Crónica de la primavera. José A. Castillo Rodríguez. Marzo, 2017.


 Apenas despunta el día y las sierras a levante se tiñen de rosa y azul, Antonio sube raudo la cuesta de la panadería, saluda con su voz sabia y antigua a algún viandante en la Plazoleta, y con paso firme se encamina a tomar el café a casa de su hermana, apenas unos minutos, pues hay mucho trabajo por hacer: quemar las últimas podas del castañar, vigilar si los cerezos están en flor, proteger las almácigas, echar de comer a los bichos, y más tarde bajar a por  las últimas naranjas que subirá en su mula, en una perfecta carga en cajas o serones, acunadas  con mimo, frescas, limpísimas y contagiadas de azahar. Atrás quedaron los afanes de cuando el otoño e invierno, la difícil recogida de la castaña y el transporte hasta la Cooperativa de Pujerra, las cortas de leña y de los chopos de la huerta de La Estación, el acopio de las aceitunas que habrían de molerse en las almazaras de Ronda.

 Sobre ese horizonte de trabajo sin fin, Antonio apura los últimos retazos de su vigor campesino, ahora necesariamente redoblado desde que se fuera Francisco, su alma gemela en las penosas tareas del campo. Nunca se queja del trabajo, antes bien, lo desarrolla con actitud apacible, casi sonriente, como queriendo significar que aquello es ley de vida, la necesaria identidad del hombre con la tierra, porque como él mismo gusta decir “todo, todito sale del campo…y si el campo se acaba, veremos a ver lo que va a pasar, porque si Dios no lo remedia ya te digo que el campo se termina y entonces…”

 Tal vez se lamente del clima, de ese “tiempo tan contrario que tenemos, hombre”, pero que “en eso sí que no podemos intervenir”, como gusta afirmar mirando dubitativo al cielo, cuando éste convierte el azul en costumbre y nos niega las lluvias.
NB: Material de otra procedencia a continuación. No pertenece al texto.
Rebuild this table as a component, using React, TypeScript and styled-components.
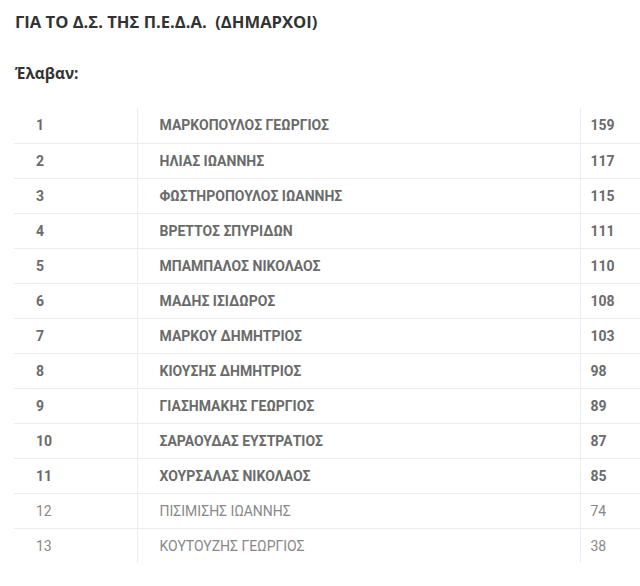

Cuando éstas regresan, su rostro, ajado y esculpido a cincel por vientos, nieblas y sofocos, se torna en sonrisa, y sus manos de sarmiento y su alma honorable se abren al maná que precipita de las nubes y colma los veneros que surtirán sus manantiales y albercas.

 Otras veces, cuando se le dice que se recupera el encinar de La Dehesa de Siete Pilas o del Cerro, y que en la tierra que fue baldío renace la arboleda, dictamina con sapiencia: “Sí, pero tengo dicho que hay que ir a cortar los renuevos, que así la encina se agranda y se hace útil, si no se convierte en una chaparra y termina todo por quemarse.”


 Alguna vez tuve la suerte acompañarle fuera del valle. Admiraba tanto el tesón de los que como él miman la tierra, como los bosques que tapizan las serranías malagueñas, y lo vi rendido ante los viejos pinsapos de la Sierra de las Nieves, o bajo las descomunales arboledas que montan la guardia del Castaño Santo, en los montes de Istán. En el mágico entorno del Hoyo del Bote, ¡qué emoción contenida ante el milagro de aquella desmesura, hermanándose él mismo hasta la sublimación con aquellos soberbios ejemplares! Y cuando contempló la belleza y el orden estricto de los huertos de Balastar (Faraján), con su inquieto chorro precipitándose desde la alta roca entre bancales de naranjos, cerezos, nogales y ciruelos, Antonio enmudeció, y entonces pude intuir en sus ojos cansados el brillo de alguna lágrima escondida, bajo el silencio sonoro del agua, el suspiro de la brisa, y el aura en perfumes que se concitaba sobre aquel escondido paraíso en la tierra.